L’escalier piano, un gadget d’enfer


Quand la musique devient nuisance… Tout a commencé l’année dernière à Stockholm, où Volkswagen (les voitures) et le site rolighetsteorin.se ont fomenté un coup médiatique en dotant la station de métro Odenplan d’un « escalier piano ». Chaque marche foulée émet une note, et le tout a l’aspect d’un clavier géant, avec touches noires et touches blanches. La fréquentation de l’escalier a grimpé de 66%, celle de l’escalator adjacent a baissé d’autant, et la vidéo fait un tabac. Ce que l’histoire ne dit pas, c’est qu’aux heures d’affluence, ce gadget monumental fait un bruit d’enfer, et que les employés de la station n’en peuvent plus. L’idée n’est pas neuve : les musical stairs des Musées des Sciences de Minneapolis et de Boston ont amusé plusieurs générations d’Américains, et les amateurs de nanars cinématographiques se souviennent de Big (1988), où Tom Hanks foulait un « plancher piano » resté dans les annales (la scène a été parodiée chez Les Simpsons).

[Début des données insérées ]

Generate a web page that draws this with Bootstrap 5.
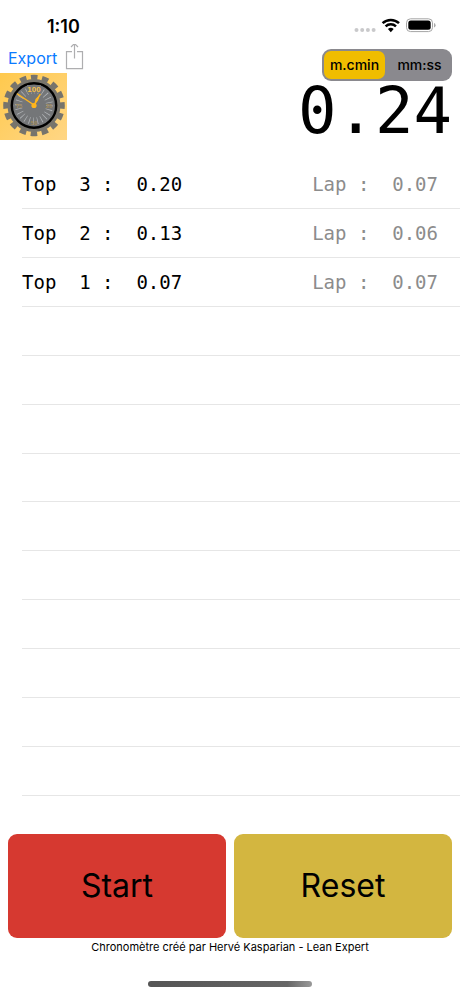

Or voilà que le métro de Milan vient d’installer un « escalier piano » à la station Duomo, très fréquentée par les touristes. Quand on sait qu’en italien, escalier musical se dit scala musicale et que le Duomo (la cathédrale) n’est pas loin du Teatro alla Scala, on apprécie la finesse du concept. Aucun jeu de mots n’est apparemment possible entre escalier musical et Opéra Bastille. Cela épargne peut-être les oreilles des usagers de la RATP.